While the rest of the country may try to keep its drug use under wraps, tourists seem to lose this attitude when the time for a Vegas trip approaches. Reddit and the forums for some online casinos feature threads started by tourists looking to score drugs while on vacation. Cocaine garners the most mentions. Discussants quickly point out that they aren’t addicts and don’t regularly do drugs, hence the need for advice. Perhaps they’re not looking in the right place. The entertainment website provides a primer straightforwardly titled, “Doing Drugs in the New Las Vegas Hotels: A Beginner’s Guide.” Obviously, drug use has become a ubiquitous part of a Vegas vacation.

A quick survey of commonly abused controlled substances in Nevada discussed on, includes the mundane ecstasy, cocaine, and heroin you hear about on episodes of “CSI,” the odd ball ritalin, and the more unusual anabolic steroids. Wait. Anabolic steroids? Yes. Las Vegas plays home to a huge fight scene including professional boxing and mixed martial arts. It’s a main fight hub for the UFC. So, maybe UFC fighter Nick Diaz, a regular visitor to Vegas, is right when he quips, “All you m*therf*ckers are on steroids… All of you are on steroids.” regarding his competition.

Although Las Vegas is better known for its lavish shows featuring buxom, leggy showgirls, it claims its fair share of rock’n’roll, too. The band INXS immortalized Sin City in its song, “Pretty Vegas,” a bouncy tune about the Vegas party scene. Its homage centers on copious consumption of alcohol and the abundance of loose women. The song accurately depicts a night in the wild casino city.

Sin City has drawn a few famous faces from the music mecca of LA, too. You might run into one of rock’n’roll’s and Las Vegas’ entertainment founding fathers, Wayne Newton. He began the tradition of musicians in residence at a casino and the practice of fans tossing their underwear on stage. On the harder side of rock, Motley Crue lead singer Vince Neil relocated to Vegas. He jumped into business there, founding the Off The Strip Poker Tournament, opening a nightclub, and producing his own tequila brand. You’ll see the rap world represented here, too. Public Enemy founder Flavor Flav moved here and for a time, ran a restaurant, House of Flavor, specializing in fried chicken. He’s refocused his career, appearing in various reality TV shows.
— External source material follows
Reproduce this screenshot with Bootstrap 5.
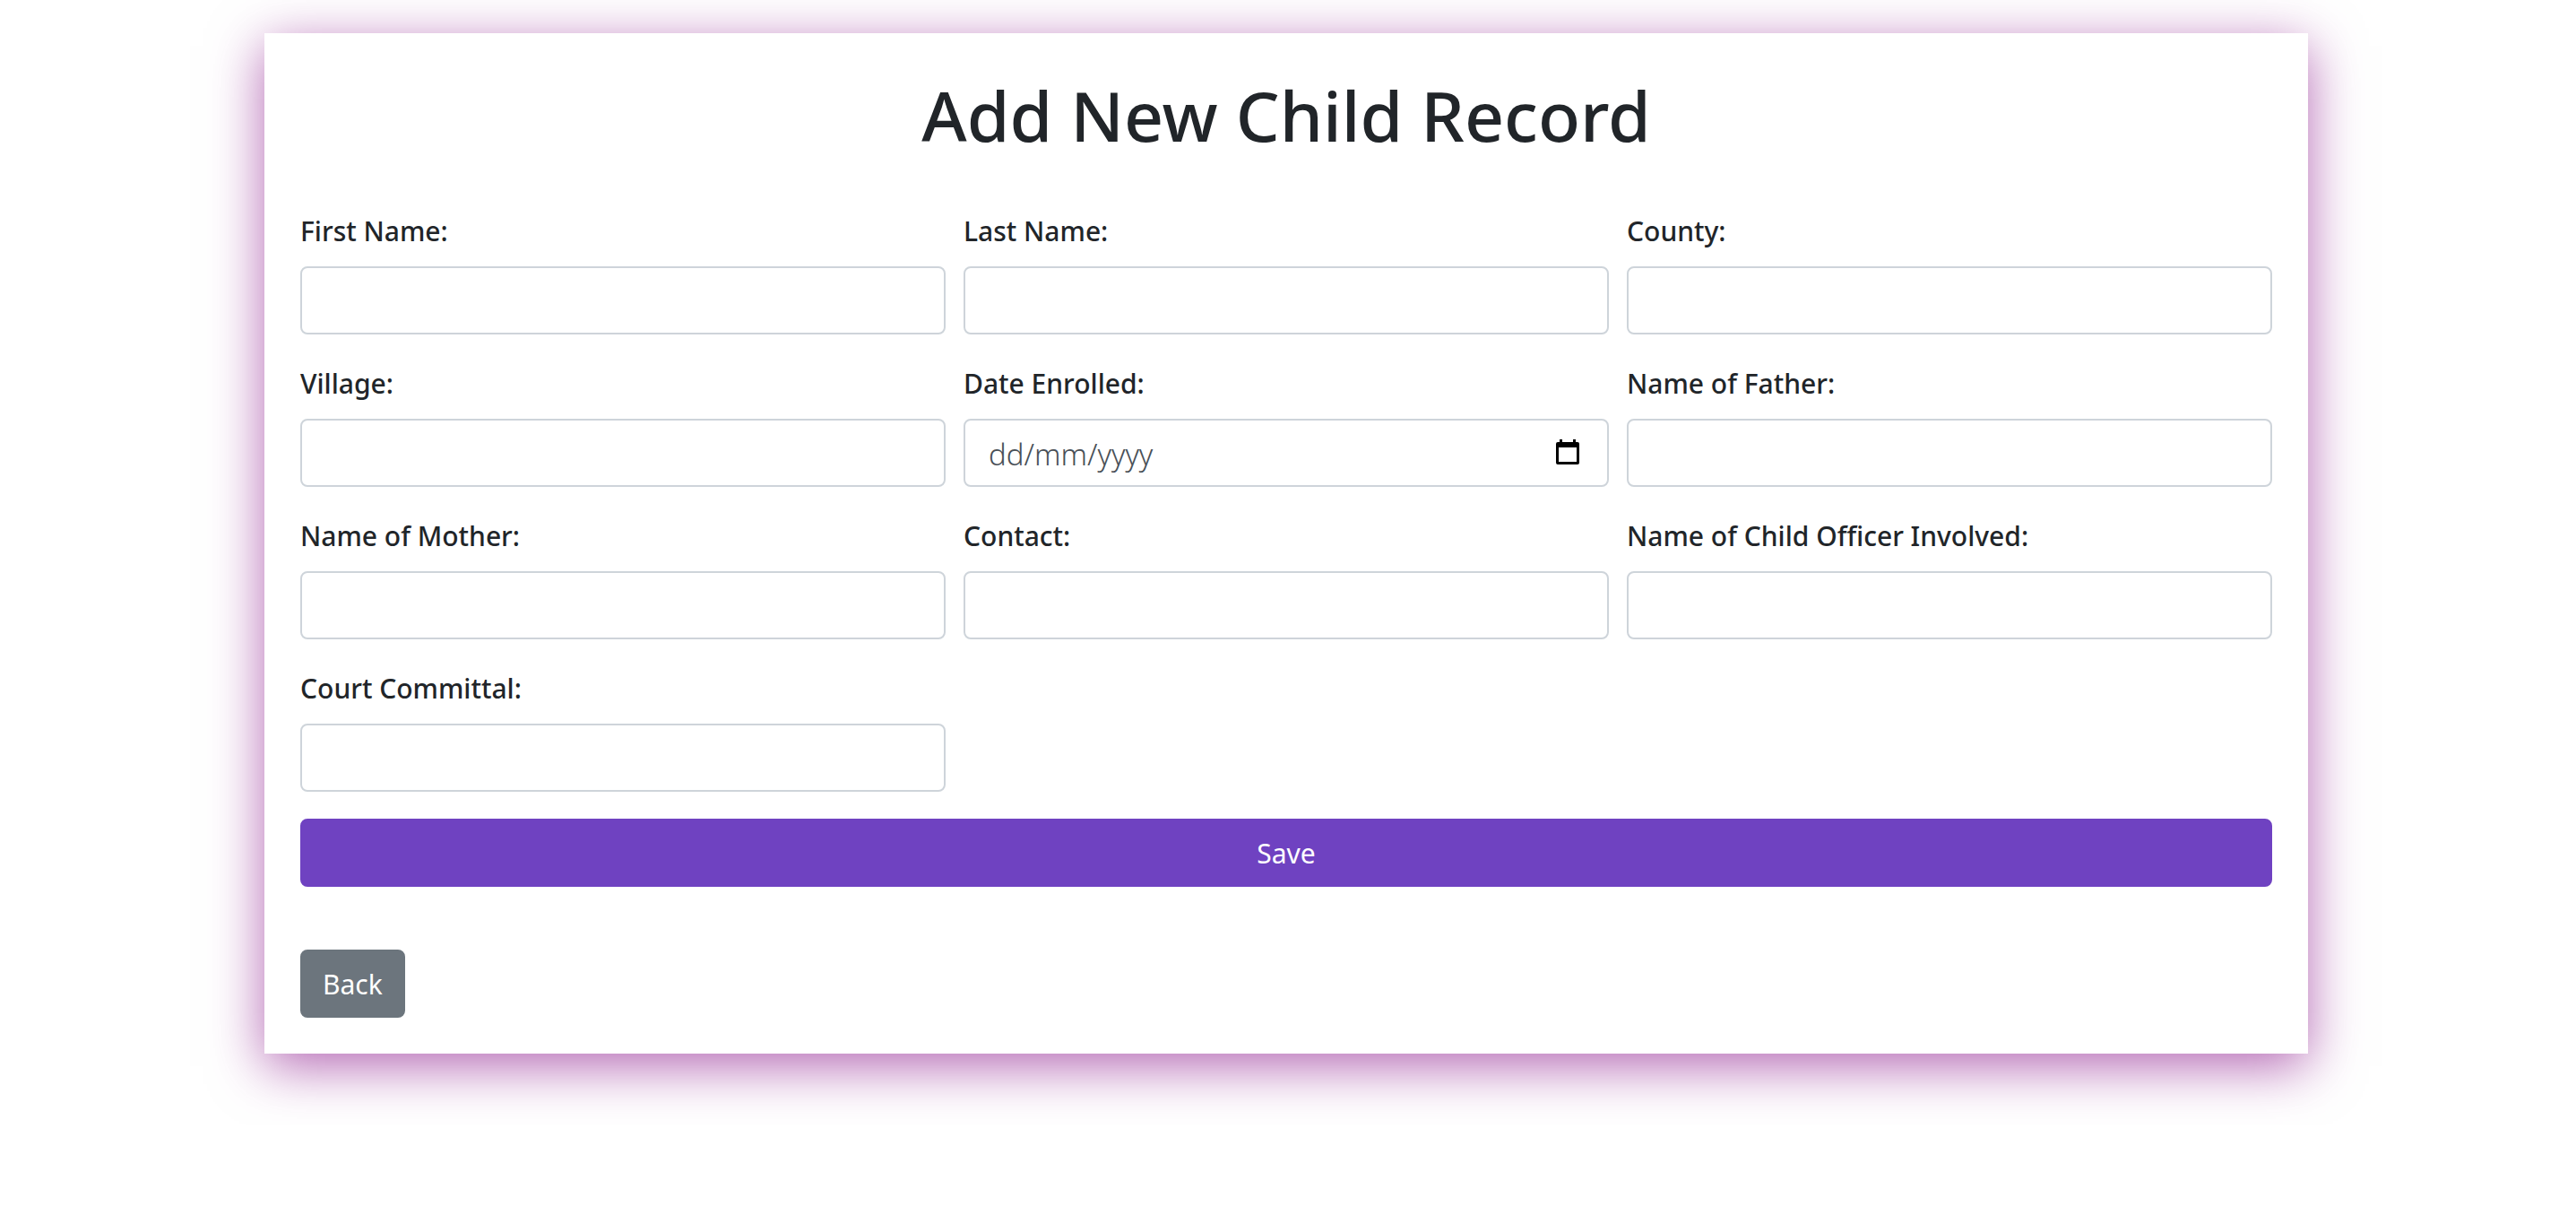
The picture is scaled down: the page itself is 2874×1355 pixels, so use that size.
<!DOCTYPE html>
<html lang="en">
<head>
<meta charset="utf-8">
<meta name="viewport" content="width=device-width, initial-scale=1">
<title>Add New Child Record</title>
<link href="https://cdn.jsdelivr.net/npm/bootstrap@5.3.0/dist/css/bootstrap.min.css" rel="stylesheet">
<style>
  body { font-family: "Noto Sans", sans-serif; font-size: 30px; line-height: 48px; color: #212529; background: #fff; padding: 37px 4px 80px 0; }
  .record-card { max-width: 2280px; padding: 40px; background: #fff; box-shadow: 0 14px 56px rgba(128, 0, 128, .6); }
  .record-title { font-size: 77px; line-height: 104px; font-weight: 500; margin-bottom: 52px; }
  .record-form { --bs-gutter-x: 20px; --bs-gutter-y: 30px; }
  .record-form .form-label { display: block; font-weight: 500; line-height: 50px; margin-bottom: 14px; }
  .record-form .form-control { height: 76px; font-size: 33px; padding: 13px 26px 11px; border: 2px solid #ced4da; border-radius: 8px; }
  .record-form .form-control::placeholder { color: #495057; font-weight: 300; opacity: 1; }
  .date-toggle { position: absolute; right: 30px; top: 22px; width: 32px; height: 32px; line-height: 0; background: none; }
  .record-btn { font-size: 30px; line-height: 48px; padding: 13px 23px 11px; border-width: 2px; border-radius: 8px; }
  .btn-save { --bs-btn-color: #fff; --bs-btn-bg: #6f42c1; --bs-btn-border-color: #6f42c1; --bs-btn-hover-color: #fff; --bs-btn-hover-bg: #5e37a6; margin-top: 30px; }
  .btn-back { margin-top: 70px; }
</style>
<script src="https://cdn.jsdelivr.net/npm/bootstrap@5.3.0/dist/js/bootstrap.bundle.min.js"></script>
</head>
<body>
<main class="record-card mx-auto">
  <h1 class="record-title text-center">Add New Child Record</h1>
  <form>
    <div class="row record-form mt-0">
      <div class="col-4 mt-0"><label class="form-label" for="firstName">First Name:</label><input class="form-control" type="text" id="firstName"></div>
      <div class="col-4 mt-0"><label class="form-label" for="lastName">Last Name:</label><input class="form-control" type="text" id="lastName"></div>
      <div class="col-4 mt-0"><label class="form-label" for="county">County:</label><input class="form-control" type="text" id="county"></div>
      <div class="col-4"><label class="form-label" for="village">Village:</label><input class="form-control" type="text" id="village"></div>
      <div class="col-4"><label class="form-label" for="enrolled">Date Enrolled:</label>
        <div class="position-relative">
          <input class="form-control" type="text" id="enrolled" placeholder="dd/mm/yyyy">
          <button class="date-toggle border-0 p-0" type="button" aria-label="Choose date">
            <svg width="32" height="32" viewBox="0 0 32 32" aria-hidden="true"><path fill="#000" fill-rule="evenodd" d="M7 1h3v3h12V1h3v3h2a2 2 0 0 1 2 2v21a2 2 0 0 1-2 2H5a2 2 0 0 1-2-2V6a2 2 0 0 1 2-2h2zM6 10v16h20V10z"/></svg>
          </button>
        </div>
      </div>
      <div class="col-4"><label class="form-label" for="father">Name of Father:</label><input class="form-control" type="text" id="father"></div>
      <div class="col-4"><label class="form-label" for="mother">Name of Mother:</label><input class="form-control" type="text" id="mother"></div>
      <div class="col-4"><label class="form-label" for="contact">Contact:</label><input class="form-control" type="text" id="contact"></div>
      <div class="col-4"><label class="form-label" for="officer">Name of Child Officer Involved:</label><input class="form-control" type="text" id="officer"></div>
      <div class="col-4"><label class="form-label" for="court">Court Committal:</label><input class="form-control" type="text" id="court"></div>
    </div>
    <button class="btn record-btn btn-save d-block w-100" type="submit">Save</button>
  </form>
  <button class="btn record-btn btn-secondary btn-back d-block" type="button">Back</button>
</main>
</body>
</html>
Sin City has hosted rock’n’roll tragedy, too. Sometimes, the sex, drugs, and rock’n’roll come together in a bad way. That’s what happened on June 27, 2002 in room 858 of the Hard Rock Hotel and Casino. That’s when rock’n’roll legend, John Entwistle, the bassist for The Who, died from a cocaine induced heart attack. Stripper/groupie Alycen Rowse woke to find him dead. She had spent the night with him to celebrate the kick off of the band’s 2002 United States tour. The first concert was scheduled for the following day. He was 57.

While New York City wins the title for the city that never sleeps and San Francisco stands in memory as the city by the bay, Las Vegas wins for debauchery. Although Los Angeles and Seattle play home to the rock’n’roll scene, it is Las Vegas to which the world travels to live and epitomize, if only for a few days, the edict, “sex, drugs, and rock’n’roll.”